How this skill works

Start with a rapid triage checklist to confirm the incident, identify affected services, and set severity. Collect key telemetry (metrics, logs, traces), construct a timeline, and correlate recent changes. Apply quick mitigation options to stop the bleeding, then perform a root cause analysis only after stability is restored.
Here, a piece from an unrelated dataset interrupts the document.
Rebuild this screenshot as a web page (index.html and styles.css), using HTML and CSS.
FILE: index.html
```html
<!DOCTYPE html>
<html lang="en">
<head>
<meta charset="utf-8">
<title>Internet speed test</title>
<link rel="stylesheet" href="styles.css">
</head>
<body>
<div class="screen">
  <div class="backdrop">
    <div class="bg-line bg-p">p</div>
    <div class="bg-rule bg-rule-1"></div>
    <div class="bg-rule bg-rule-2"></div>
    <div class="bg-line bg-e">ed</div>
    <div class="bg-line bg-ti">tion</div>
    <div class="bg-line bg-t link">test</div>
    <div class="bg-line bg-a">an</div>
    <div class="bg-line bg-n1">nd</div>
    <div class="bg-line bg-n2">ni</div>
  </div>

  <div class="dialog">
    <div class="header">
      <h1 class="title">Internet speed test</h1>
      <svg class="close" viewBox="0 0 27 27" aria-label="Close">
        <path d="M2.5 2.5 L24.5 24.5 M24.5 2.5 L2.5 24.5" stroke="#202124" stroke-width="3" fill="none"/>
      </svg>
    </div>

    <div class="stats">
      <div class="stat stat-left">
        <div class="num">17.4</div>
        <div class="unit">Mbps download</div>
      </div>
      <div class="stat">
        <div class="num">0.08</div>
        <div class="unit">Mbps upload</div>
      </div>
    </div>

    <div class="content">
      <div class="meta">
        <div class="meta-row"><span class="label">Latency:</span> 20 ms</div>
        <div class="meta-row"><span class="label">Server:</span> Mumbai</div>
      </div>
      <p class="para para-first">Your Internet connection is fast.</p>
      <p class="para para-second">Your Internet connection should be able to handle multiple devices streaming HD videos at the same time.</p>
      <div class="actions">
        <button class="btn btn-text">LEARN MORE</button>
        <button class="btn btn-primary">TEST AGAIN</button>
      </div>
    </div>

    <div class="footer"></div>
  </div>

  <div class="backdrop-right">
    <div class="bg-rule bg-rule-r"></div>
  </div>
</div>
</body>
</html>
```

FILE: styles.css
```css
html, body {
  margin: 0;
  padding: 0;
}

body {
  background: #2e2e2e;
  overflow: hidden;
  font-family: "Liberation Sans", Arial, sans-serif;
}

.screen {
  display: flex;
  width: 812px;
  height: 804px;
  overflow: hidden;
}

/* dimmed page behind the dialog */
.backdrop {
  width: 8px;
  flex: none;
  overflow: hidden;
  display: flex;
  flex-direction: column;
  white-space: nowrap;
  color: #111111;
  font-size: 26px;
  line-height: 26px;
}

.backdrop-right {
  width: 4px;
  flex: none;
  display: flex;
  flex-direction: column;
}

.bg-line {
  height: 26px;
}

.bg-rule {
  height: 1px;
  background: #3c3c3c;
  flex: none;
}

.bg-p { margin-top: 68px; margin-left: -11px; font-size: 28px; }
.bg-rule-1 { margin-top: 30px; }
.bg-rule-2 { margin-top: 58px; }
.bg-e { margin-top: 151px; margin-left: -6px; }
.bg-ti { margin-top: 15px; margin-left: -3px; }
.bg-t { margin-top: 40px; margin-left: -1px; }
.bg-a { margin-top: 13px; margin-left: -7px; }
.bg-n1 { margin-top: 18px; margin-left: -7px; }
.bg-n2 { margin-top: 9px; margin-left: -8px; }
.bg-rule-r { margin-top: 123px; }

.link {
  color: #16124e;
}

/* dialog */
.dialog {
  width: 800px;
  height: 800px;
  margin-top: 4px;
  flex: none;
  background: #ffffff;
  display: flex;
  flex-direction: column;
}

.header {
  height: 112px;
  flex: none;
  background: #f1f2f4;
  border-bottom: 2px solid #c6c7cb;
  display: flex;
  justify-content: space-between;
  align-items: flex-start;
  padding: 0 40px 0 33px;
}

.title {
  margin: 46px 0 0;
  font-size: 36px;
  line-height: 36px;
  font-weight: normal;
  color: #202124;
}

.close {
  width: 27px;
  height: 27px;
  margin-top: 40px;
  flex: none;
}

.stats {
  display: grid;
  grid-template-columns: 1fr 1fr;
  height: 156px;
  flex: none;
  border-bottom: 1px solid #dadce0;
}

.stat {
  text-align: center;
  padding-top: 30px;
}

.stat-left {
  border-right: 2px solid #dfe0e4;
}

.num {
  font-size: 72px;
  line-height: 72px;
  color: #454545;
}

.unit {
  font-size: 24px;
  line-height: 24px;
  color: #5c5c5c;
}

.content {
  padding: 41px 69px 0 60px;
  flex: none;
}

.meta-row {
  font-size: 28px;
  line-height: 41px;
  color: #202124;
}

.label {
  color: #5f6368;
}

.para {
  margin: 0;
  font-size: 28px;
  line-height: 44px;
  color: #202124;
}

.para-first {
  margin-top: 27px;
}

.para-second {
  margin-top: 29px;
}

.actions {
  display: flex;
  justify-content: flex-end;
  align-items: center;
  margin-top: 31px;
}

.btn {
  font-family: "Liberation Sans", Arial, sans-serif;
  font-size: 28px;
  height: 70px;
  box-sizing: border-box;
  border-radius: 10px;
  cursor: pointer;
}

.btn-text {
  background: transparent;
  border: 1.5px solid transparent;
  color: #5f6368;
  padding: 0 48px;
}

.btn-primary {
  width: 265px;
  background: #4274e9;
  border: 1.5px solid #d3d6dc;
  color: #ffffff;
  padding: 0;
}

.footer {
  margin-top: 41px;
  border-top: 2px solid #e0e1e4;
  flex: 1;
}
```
Complete resolution, handoff, and a blameless post-incident review with concrete action items.

When to use it

  • Alerts firing or monitoring thresholds breached in production
  • User-reported outages, errors, or service degradation
  • On-call escalation or paged incidents
  • Spike in error rates, latency, or resource exhaustion
  • After a deployment or config change that coincides with failures

Best practices

  • Confirm incidents quickly and avoid chasing false positives
  • Prioritize mitigation (restore service) before deep debugging
  • Collect and preserve evidence: dashboards, logs, traces, commands
  • Use severity levels to drive communication cadence and staffing
  • Keep updates concise and regular for stakeholders during high-severity incidents

Example use cases

  • SEV1: Total service outage after a production deployment — use rollback or feature-flag disable and run a post-incident review
  • SEV2: Significant latency and 5xx spike in a critical API — gather traces, scale or restart pods, and monitor recovery
  • SEV3: Partial degradation affecting a region — failover, verify dependency health, and schedule follow-up remediation
  • Investigating recurring errors tied to a recent config change — build a timeline and correlate change audits
  • On-call handoff mid-incident — use the handoff template to summarize status, actions, and next steps

FAQ

When should I start a post-incident review?

Schedule a blameless review for SEV1/SEV2 incidents within 48–72 hours after resolution; SEV3 reviews can be scheduled as needed.

What telemetry should I check first?

Begin with error rates (5xx/exceptions), then latency (p95/p99), traffic, resource utilization, and dependency health.